Почему в этой новаторской иерархии природы Хуфнагель объединяет семью Гонсалес с insecta? А точнее, почему он изображает этих феноменальных людей как обрамление и пролог к своей книге о насекомых? Должно быть, разгадка в том, что объединяет этих существ: чудесность, бессердечно и ложно воспринятая как несовершенство, общее существование в маргинальных областях природы. Если Гонсалес стоит на отшибе человечества, то насекомые – на отшибе природы и на грани зримого. Будучи на пороге скрытых истин, они указывают куда-то вдаль от себя – на врата в незнаемое, они ведут нас (в эпоху, когда еще не было микроскопов) в «оптическое путешествие в глубь местностей, не нанесенных на карту» [168].
Лишь спустя какое-то время я осознал, что Ignis — разновидность того, что сэр Джеймс Фрэзер, энциклопедист ранней антропологии, называл «гомеопатической магией» – видом симпатической магии, основанным на «законе сходства», согласно которому подобное порождается подобным [169]. Я уже знал, что в раннее Новое время задача натурфилософа состояла в том, чтобы применять ars magica[5] для наведения мостов между зримым и интуитивно понимаемой вселенной [170]. Почему же я с таким опозданием понял, что Ignis и его насекомые – сами по себе магические объекты?

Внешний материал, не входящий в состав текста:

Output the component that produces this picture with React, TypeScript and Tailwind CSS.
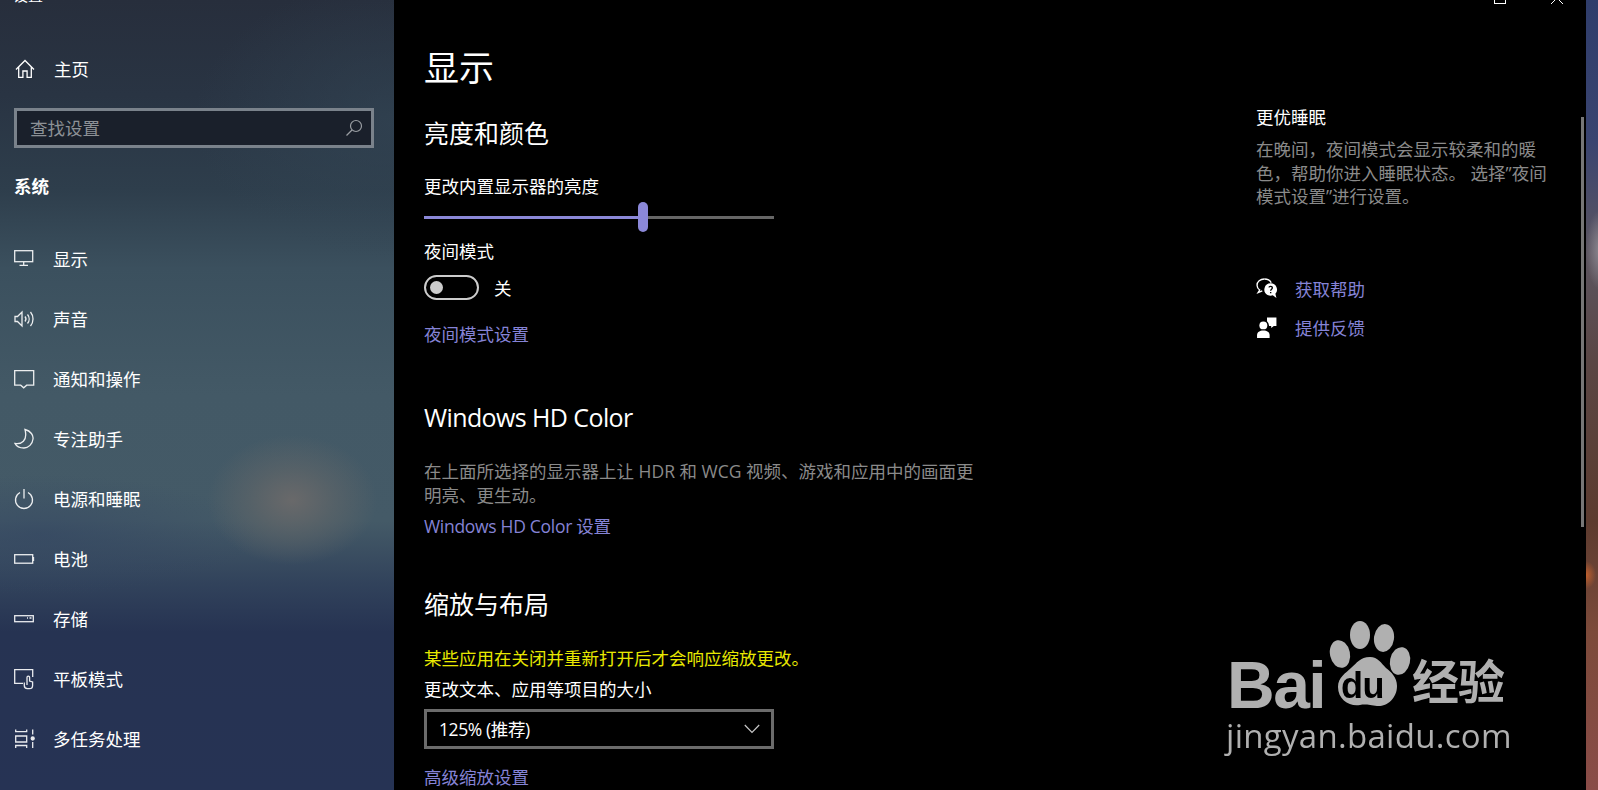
import type { ReactNode } from "react"

const FONT = "font-['Open_Sans','Noto_Sans_CJK_SC',sans-serif]"

const NavIcon = ({ children }: { children: ReactNode }) => (
  <svg width="22" height="22" viewBox="0 0 22 22" fill="none" stroke="#fff" strokeWidth="1.3" className="shrink-0 opacity-90">
    {children}
  </svg>
)

const NAV_ITEMS: { label: string; icon: ReactNode }[] = [
  {
    label: "显示",
    icon: (
      <>
        <rect x="0.7" y="2.7" width="18" height="11" />
        <path d="M9.7 14v3M5.5 17.3h8.5" />
      </>
    ),
  },
  {
    label: "声音",
    icon: (
      <>
        <path d="M1 8.5v5h2.5L8 18V4L3.5 8.5z" />
        <path d="M11 8.5a4 4 0 0 1 0 5M13.5 6.5a7 7 0 0 1 0 9M16.5 4a11 11 0 0 1 0 14" />
      </>
    ),
  },
  {
    label: "通知和操作",
    icon: <path d="M0.7 2.7h19v14.5h-7l-3 2.6-3-2.6h-6z" />,
  },
  {
    label: "专注助手",
    icon: <path d="M11 1.5C17 3 19.5 7.500 19 11C18.500 16 14.500 20 10 20C6 20 2.500 18.500 1 15.500C7 16.500 14 13 11 1.500z" />,
  },
  {
    label: "电源和睡眠",
    icon: (
      <>
        <path d="M6 4.5a8.5 8.5 0 1 0 8 0" />
        <path d="M10 1v9.5" />
      </>
    ),
  },
  {
    label: "电池",
    icon: (
      <>
        <rect x="0.7" y="6.7" width="18" height="8.5" />
        <path d="M19.5 9v4" />
      </>
    ),
  },
  {
    label: "存储",
    icon: (
      <>
        <rect x="0.7" y="7.7" width="18.6" height="6" />
        <path d="M13 10h1M15.5 10h2" />
      </>
    ),
  },
  {
    label: "平板模式",
    icon: (
      <>
        <path d="M9 15.3H0.7V1.7h18V9" />
        <path d="M13 17V9.5a1.3 1.3 0 0 1 2.6 0V13l3 1v3.5a3.2 3.2 0 0 1-3.2 3.2h-2a3.2 3.2 0 0 1-3.1-3.2V14.5" />
      </>
    ),
  },
  {
    label: "多任务处理",
    icon: (
      <>
        <path d="M1.7 1.5v2.2h11V1.5M1.7 8h11v6h-11zM1.7 20v-2.5h11V20" />
        <path d="M18.7 1.5v5M18.7 14v6" />
        <circle cx="18.7" cy="10.5" r="1.5" fill="#fff" />
      </>
    ),
  },
]

function Sidebar() {
  return (
    <div className="w-[394px] shrink-0 h-full overflow-hidden text-white text-[17.5px] leading-[24px] bg-[radial-gradient(ellipse_85px_65px_at_292px_500px,#69696a_0%,#5f6568a0_50%,transparent_100%),radial-gradient(ellipse_220px_60px_at_40px_535px,#33456299_0%,transparent_100%),radial-gradient(ellipse_200px_140px_at_394px_120px,#33465599_0%,transparent_100%),linear-gradient(180deg,#272e3c_0%,#293443_12%,#2e3e4c_24%,#3b505e_34%,#435966_50%,#445a67_66%,#31425b_74%,#263352_80%,#263354_100%)]">
      <div className="h-[5px] overflow-hidden flex items-end pl-[13px]">
        <span className="text-[15px] leading-[20px]">设置</span>
      </div>
      <div className="mt-[34px] h-[60px] flex items-center pl-[15px]">
        <svg width="20" height="20" viewBox="0 0 20 20" fill="none" stroke="#fff" strokeWidth="1.3">
          <path d="M1 10.5 10 1.5l9 9M3.7 8v10.3h4.2V12h4.2v6.3h4.2V8" />
        </svg>
        <span className="ml-[19px]">主页</span>
      </div>
      <div className="mt-[9px] ml-[14px] w-[360px] h-[40px] border-[3px] border-[#7a828b] bg-[#1a202b] flex items-center justify-between pl-[13px] pr-[8px]">
        <span className="text-[#8d9196]">查找设置</span>
        <svg width="18" height="18" viewBox="0 0 18 18" fill="none" stroke="#9a9ea3" strokeWidth="1.2">
          <circle cx="11" cy="7" r="5.5" />
          <path d="M7 11 1.5 16.5" />
        </svg>
      </div>
      <div className="mt-[26px] pl-[14px] font-bold">系统</div>
      <div className="mt-[31px]">
        {NAV_ITEMS.map((item) => (
          <div key={item.label} className="h-[60px] flex items-center pl-[14px]">
            <NavIcon>{item.icon}</NavIcon>
            <span className="ml-[17px]">{item.label}</span>
          </div>
        ))}
      </div>
    </div>
  )
}

function Content() {
  return (
    <div className="w-[862px] shrink-0 pl-[30px]">
      <h1 className="text-[35px] leading-[44px] font-normal">显示</h1>

      <h2 className="mt-[27px] text-[25px] leading-[32px]">亮度和颜色</h2>
      <p className="mt-[25px] h-[24px]">更改内置显示器的亮度</p>
      <div className="mt-[4px] w-[350px] h-[30px] flex items-center">
        <div className="w-[214px] h-[3px] bg-[#8b88d8]" />
        <div className="w-[10px] h-[30px] rounded-full bg-[#8b88d8]" />
        <div className="flex-1 h-[3px] bg-[#666666]" />
      </div>
      <p className="mt-[7px] h-[24px]">夜间模式</p>
      <div className="mt-[12px] flex items-center">
        <div className="w-[55px] h-[25px] rounded-full border-[2px] border-[#cccccc] flex items-center pl-[4px]">
          <div className="w-[13px] h-[13px] rounded-full bg-[#cccccc]" />
        </div>
        <span className="ml-[15px]">关</span>
      </div>
      <p className="mt-[22px] h-[24px] text-[#8583d6]">夜间模式设置</p>

      <h2 className="mt-[55px] text-[25px] leading-[32px] tracking-[-0.6px]">Windows HD Color</h2>
      <p className="mt-[26px] w-[560px] leading-[24px] text-[#8a8a8a]">
        在上面所选择的显示器上让 HDR 和 WCG 视频、游戏和应用中的画面更明亮、更生动。
      </p>
      <p className="mt-[7px] h-[24px] text-[#8583d6] tracking-[-0.3px]">Windows HD Color 设置</p>

      <h2 className="mt-[50px] text-[25px] leading-[32px]">缩放与布局</h2>
      <p className="mt-[26px] h-[24px] text-[#e8e800] whitespace-nowrap">某些应用在关闭并重新打开后才会响应缩放更改。</p>
      <p className="mt-[7px] h-[24px]">更改文本、应用等项目的大小</p>
      <div className="mt-[8px] w-[350px] h-[40px] border-[3px] border-[#6b6b6b] flex items-center justify-between pl-[12px] pr-[11px]">
        <span className="tracking-[-0.4px]">125% (推荐)</span>
        <svg width="16" height="10" viewBox="0 0 16 10" fill="none" stroke="#c8c8c8" strokeWidth="1.2">
          <path d="M0.8 1 8 8.5 15.2 1" />
        </svg>
      </div>
      <p className="mt-[16px] h-[24px] text-[#8583d6]">高级缩放设置</p>
    </div>
  )
}

function RightRail() {
  return (
    <div className="w-[320px] shrink-0 pt-[59px]">
      <p className="h-[24px]">更优睡眠</p>
      <p className="mt-[9px] leading-[23.5px] text-[#8a8a8a] whitespace-nowrap">
        在晚间，夜间模式会显示较柔和的暖
        <br />
        色，帮助你进入睡眠状态。 选择”夜间
        <br />
        模式设置”进行设置。
      </p>
      <div className="mt-[68px] h-[24px] flex items-center">
        <svg width="22" height="22" viewBox="0 0 21 21" className="shrink-0">
          <path d="M8 1C4 1 1 3.5 1 7c0 2 1 3.5 2.5 4.5L2 14l4-1.700" fill="none" stroke="#fff" strokeWidth="1.300" />
          <path d="M8 1c3 0 5.500 1.500 6.500 3.500" fill="none" stroke="#fff" strokeWidth="1.300" />
          <path d="M14 5a6 6 0 0 0-3 11.200c2 .8 3.500.8 5 .3l3.500 2.500-1-4A6 6 0 0 0 14 5z" fill="#fff" />
          <path d="M12.300 9c.4-1.400 3.300-1.400 3.300.4 0 1.300-1.600 1.300-1.600 2.800M14 13.300v1.300" fill="none" stroke="#000" strokeWidth="1.300" />
        </svg>
        <span className="ml-[17px] text-[#8583d6]">获取帮助</span>
      </div>
      <div className="mt-[15px] h-[24px] flex items-center">
        <svg width="22" height="22" viewBox="0 0 21 21" className="shrink-0">
          <path d="M10.500 0.500H19.500V8.500H17L14.500 10.500V8.500H12.500A6 6 0 0 0 10.500 4z" fill="#fff" />
          <circle cx="7" cy="8" r="3.800" fill="#fff" />
          <path d="M1 20v-2.500C1 14.500 3.500 13 7 13s6 1.500 6 4.500V20z" fill="#fff" />
        </svg>
        <span className="ml-[17px] text-[#8583d6]">提供反馈</span>
      </div>
    </div>
  )
}

function Watermark() {
  return (
    <div className="absolute left-[1226px] top-[615px] w-[290px] h-[145px] text-[#b0b0b0] blur-[0.4px]">
      <span className="absolute left-[1px] top-[45px] text-[66px] leading-[50px] font-bold font-['Liberation_Sans',sans-serif] tracking-[-1.5px]">Bai</span>
      <svg width="90" height="95" viewBox="0 0 90 95" className="absolute left-[98px] top-[2px]" fill="#b0b0b0">
        <ellipse cx="16" cy="37" rx="10" ry="14" transform="rotate(-12 16 37)" />
        <ellipse cx="36" cy="18" rx="10" ry="14" />
        <ellipse cx="60" cy="21" rx="10" ry="14" transform="rotate(8 60 21)" />
        <ellipse cx="76" cy="44" rx="10" ry="14" transform="rotate(12 76 44)" />
        <path d="M46 40c8 0 11 6 16 11 5 4 11 9 11 18 0 13-11 21-20 20-7-1-12-2-17-1-10 2-22-5-22-18 0-10 8-14 13-19 6-5 9-11 19-11z" />
      </svg>
      <span className="absolute left-[115px] top-[51px] text-[36px] leading-[40px] font-bold text-black font-['Liberation_Sans',sans-serif] tracking-[-0.5px]">du</span>
      <span className="absolute left-[186px] top-[36px] text-[47px] leading-[60px] font-bold whitespace-nowrap tracking-[-1px]">经验</span>
      <span className="absolute left-0 top-[99px] text-[33px] leading-[44px] whitespace-nowrap tracking-[0.3px]">jingyan.baidu.com</span>
    </div>
  )
}

export default function App() {
  return (
    <div className={`relative w-[1598px] h-[790px] overflow-hidden flex bg-black text-white text-[17.5px] leading-[24px] ${FONT}`}>
      <Sidebar />

      <div className="w-[1192px] shrink-0 h-full overflow-hidden">
        {/* window buttons, mostly cut off by the top of the capture */}
        <div className="h-[4px] overflow-hidden flex justify-end items-end pr-[23px]">
          <div className="w-[12px] h-[12px] border border-white mr-[45px] shrink-0" />
          <svg width="12" height="12" viewBox="0 0 12 12" fill="none" stroke="#fff" className="shrink-0">
            <path d="M0 0 12 12M12 0 0 12" />
          </svg>
        </div>
        <div className="h-[42px]" />
        <div className="flex">
          <Content />
          <RightRail />
        </div>
      </div>

      <div className="flex-1 h-full bg-[radial-gradient(ellipse_10px_14px_at_0px_575px,#c0602e_0%,transparent_100%),radial-gradient(ellipse_14px_40px_at_14px_250px,#8c8890_0%,transparent_100%),linear-gradient(180deg,#2f3d6b_0%,#3a4470_18%,#5c5560_32%,#5a4644_46%,#5c3b2f_66%,#7c4a3a_80%,#8a4c48_100%)]" />

      {/* scrollbar thumb */}
      <div className="absolute left-[1581px] top-[117px] w-[3px] h-[410px] bg-[#777777]" />

      <Watermark />
    </div>
  )
}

Возможно, дело в том, что им, казалось, не соответствовал ни один из бесчисленных примеров Фрэзера (отраженных в имперской призме обществознания начала ХХ века: например, «Не случайно, что великие завоевательские расы мира больше всего сделали для прогресса и распространения цивилизации») [171]. Хуфнагель как-то не особо похож на «индейца племени оджибве», который накладывает проклятье, взяв «маленькую деревянную фигурку своего врага и втыкает иглу в его голову или сердце». Не напомнил он мне и «перуанских индейцев, которые лепили фигуры из жира, смешанного с зерном, чтобы изобразить людей, которых недолюбливали или боялись, а затем сжигали эти фигуры на дороге, по которой должна была пройти намеченная жертва» [172]. Кроме того, тонко прорисованные насекомые Хуфнагеля ничуть не напоминали те фетиши из дерева и жира, чье морфологическое подобие их жертвам было, судя по рассказу Фрэзера, небрежным и обобщенным, а возможно, даже ничего не значило.